As my visits with Morrie go on I begin to read about death, how different cultures view the final passage. There is a tribe in the North American Arctic, for example, who believe that all things on earth have a soul that exists in a miniature form of the body that holds it – so that a deer has a tiny deer inside it, and a man has a tiny man inside him. When the large being dies, that tiny form lives on. It can slide into something being born nearby, or it can go to a temporary resting place in the sky, in the belly of a great feminine spirit, where it waits until the moon can send it back to earth.
Sometimes, they say, the moon is so busy with the new souls of the world that it disappears from the sky. That is why we have moonless nights. But in the end, the moon always returns as do we all.
That is what they believe.


Quilting Notes
The Earth  The Earth was created using Setacolor fabric dyes, with the silvery Shimmer Pearl added in a final layer, to create swirls of clouds.

The Sky  The initial sky background I made for this quilt used numerous strips of different black fabrics with gold stars. It was too cluttered looking, so I decided to use only one piece of fabric for the sky. As I started to take apart the discarded “sky” to reclaim the fabric, I envisioned using it as a night sky, with penguins on an iceberg. This became a small quilt entitled, What Do You Suppose Is Out There? It was finished before Souls, which became stalled in its wait for suitable objects to use as souls.

The Souls  The human souls were easy to find. My daughter readily agreed to let me use the tiny Guatemalan worry dolls she had received as a child. In Guatemala, children tell their worries to these dolls and place them under their pillow. In the morning, the worries are gone. The other souls were more difficult to locate. I tried unsuccessfully to find buttons or any metallic or plastic or wooden embellishments to use as animal figures for the souls. I finally gave up looking and began canvassing fellow crafters for a solution. Bonnie Spylo, of Bonnie’s Scrapbooking, found wonderful wooden animals at a Michaels store when she was travelling. I found a few additional souls in the form of iron-on patches.

Procuring souls was one thing, but how to arrange them on the quilt? This proved to be a huge hurdle, so I pinned the quilt on a large piece of cardboard and kept rearranging the souls on a daily basis. This went on for weeks. By this time, the quilt had been finished and waiting for the “souls” to be applied for 4 - 5 months.
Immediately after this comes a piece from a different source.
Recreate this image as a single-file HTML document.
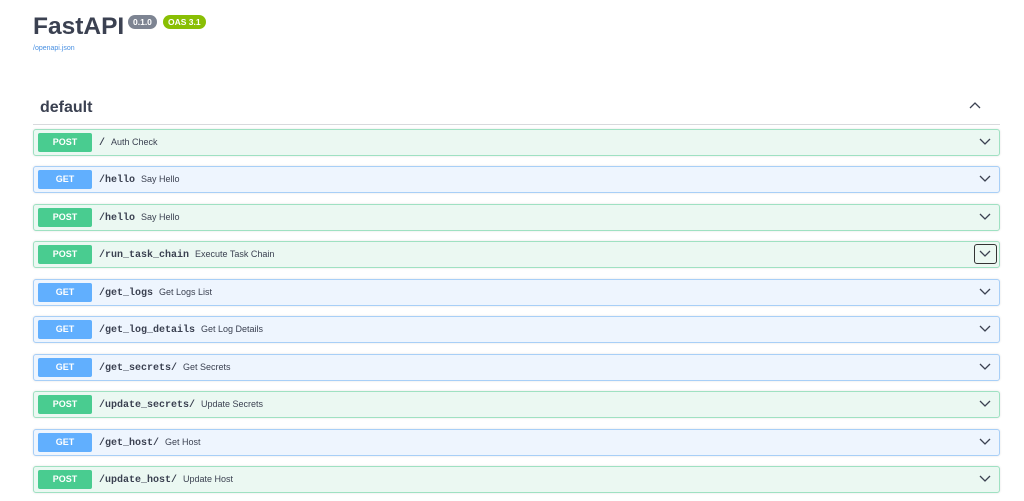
<!DOCTYPE html>
<html><head><style>
body{margin:0;width:1024px;height:501px;background:#fff;font-family:"Liberation Sans",sans-serif;position:relative;overflow:hidden;color:#3b4151}
.t{position:absolute;left:33px;top:13px;font-size:24.5px;font-weight:bold;color:#3b4151}
.b{position:absolute;top:15px;height:14px;line-height:14px;border-radius:7px;color:#fff;font-size:8.5px;font-weight:bold;padding:0 5px}
.l{position:absolute;left:33px;top:45px;font-size:7px;color:#4990e2}
.d{position:absolute;left:40px;top:99px;font-size:16px;font-weight:bold}
.line{position:absolute;left:33px;top:124px;width:967px;height:1px;background:#d8dadd}
.r{position:absolute;left:33px;width:965px;height:25px;border:1px solid;border-radius:3px;box-shadow:0 0 2px rgba(0,0,0,.12)}
.post{background:#ebf8f2;border-color:#9fe1c2}
.get{background:#eef5fe;border-color:#a8cff7}
.m{position:absolute;left:4px;top:3px;width:54px;height:19px;border-radius:2px;color:#fff;font-weight:bold;font-size:9px;line-height:19px;text-align:center}
.post .m{background:#49cc90}.get .m{background:#61affe}
.p{position:absolute;left:65px;top:0;line-height:25px;font-family:"Liberation Mono",monospace;font-weight:bold;font-size:10px;color:#3b4151}
.p span{font-family:"Liberation Sans",sans-serif;font-weight:normal;font-size:9px;margin-left:6px}
.c{position:absolute;right:8px;top:7px}
</style></head><body>
<div class="t">FastAPI</div>
<div class="b" style="left:128px;background:#7d8492">0.1.0</div>
<div class="b" style="left:163px;background:#89bf04">OAS 3.1</div>
<div class="l">/openapi.json</div>
<div class="d">default</div>
<svg style="position:absolute;left:969px;top:101px" width="12" height="9"><path d="M1 7 L6 2 L11 7" fill="none" stroke="#3b4151" stroke-width="1.3"/></svg>
<div class="line"></div>
<div class="r post" style="top:129px"><div class="m">POST</div><div class="p">/<span>Auth Check</span></div><svg class="c" width="12" height="9"><path d="M1 2 L6 7 L11 2" fill="none" stroke="#3b4151" stroke-width="1.3"/></svg></div>
<div class="r get" style="top:166px"><div class="m">GET</div><div class="p">/hello<span>Say Hello</span></div><svg class="c" width="12" height="9"><path d="M1 2 L6 7 L11 2" fill="none" stroke="#3b4151" stroke-width="1.3"/></svg></div>
<div class="r post" style="top:204px"><div class="m">POST</div><div class="p">/hello<span>Say Hello</span></div><svg class="c" width="12" height="9"><path d="M1 2 L6 7 L11 2" fill="none" stroke="#3b4151" stroke-width="1.3"/></svg></div>
<div class="r post" style="top:241px"><div class="m">POST</div><div class="p">/run_task_chain<span>Execute Task Chain</span></div><div style="position:absolute;right:2px;top:2px;width:21px;height:18px;border:1.5px solid #333;border-radius:3px"></div><svg class="c" width="12" height="9"><path d="M1 2 L6 7 L11 2" fill="none" stroke="#3b4151" stroke-width="1.3"/></svg></div>
<div class="r get" style="top:279px"><div class="m">GET</div><div class="p">/get_logs<span>Get Logs List</span></div><svg class="c" width="12" height="9"><path d="M1 2 L6 7 L11 2" fill="none" stroke="#3b4151" stroke-width="1.3"/></svg></div>
<div class="r get" style="top:316px"><div class="m">GET</div><div class="p">/get_log_details<span>Get Log Details</span></div><svg class="c" width="12" height="9"><path d="M1 2 L6 7 L11 2" fill="none" stroke="#3b4151" stroke-width="1.3"/></svg></div>
<div class="r get" style="top:354px"><div class="m">GET</div><div class="p">/get_secrets/<span>Get Secrets</span></div><svg class="c" width="12" height="9"><path d="M1 2 L6 7 L11 2" fill="none" stroke="#3b4151" stroke-width="1.3"/></svg></div>
<div class="r post" style="top:391px"><div class="m">POST</div><div class="p">/update_secrets/<span>Update Secrets</span></div><svg class="c" width="12" height="9"><path d="M1 2 L6 7 L11 2" fill="none" stroke="#3b4151" stroke-width="1.3"/></svg></div>
<div class="r get" style="top:429px"><div class="m">GET</div><div class="p">/get_host/<span>Get Host</span></div><svg class="c" width="12" height="9"><path d="M1 2 L6 7 L11 2" fill="none" stroke="#3b4151" stroke-width="1.3"/></svg></div>
<div class="r post" style="top:466px"><div class="m">POST</div><div class="p">/update_host/<span>Update Host</span></div><svg class="c" width="12" height="9"><path d="M1 2 L6 7 L11 2" fill="none" stroke="#3b4151" stroke-width="1.3"/></svg></div>
</body></html>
Eventually, I tried arranging them in a flowing curve that wanders behind the moon. This arrangement gave the quilt a feeling of motion, as though the souls were being pulled along together in an unbroken chain of life.

The Moon  It proved quite challenging to find just the right shape for the moon. Although there seemed to be an infinite number of moon shapes in drawings and pictures and shapes I created myself, none of them combined the correct proportion of crescent shape and pointiness that I wanted. With a great deal of trial and error, the final shape was finally achieved. The golden moon fabric was recycled from a favourite blouse.

Additional Notes
Selecting the quilting lines in the sky required a distant vanishing point far beyond the borders of the quilt. Several tables and rulers had to be called into play in order to get the lines set up in the right configuration. To attach the wooden animal souls to the quilt I glue-gunned a piece of wool on the back of each animal, and used a large darning needle to run the wool through the quilt and tie it at the back.

Welcome to the Jungle


Quilt No. 51
September 2006

Who wouldn’t want to be soaking up the beauty in this lush jungle?

Quilting Notes

This quilt was inspired by a piece of vibrant fabric that I bought at Fabricland. The lower portion with the animals is a single piece of fabric. Most of the animals that were duplicated as the fabric “repeat” occurs were concealed by fusing pieces of leaves or additional white birds over them. The leaves in the foreground were fussy cut and then appliquéd individually or in small clusters, a long and tedious process. Both the parrot and the leaves came from a complementary piece of fabric purchased with the animal fabric. I dyed the waterfall with fabric paint, using a fairly dry bristle paint brush to make the streaks in the water. Opaque Setacolor Shimmer Pearl dye added the sparkle. A very fine sheer fabric was bunched up for the mist at the foot of the waterfall. The background behind the parrot and the snow-capped mountains were also hand-dyed

What Do You Suppose Is Out There?

Quilt No. 50
July 2006

Who has not contemplated this subject from time to time? Perhaps even penguins have existential thoughts...

Quilting Notes

The background, made from strips of several different black-and-gold fabrics, was originally intended to be used for the quilt Souls, but was far too cluttered for the simplistic look that I wanted. The penguin buttons, given to me by my friend Ruth, who knows of my fondness for penguins, were made by an artist friend of hers.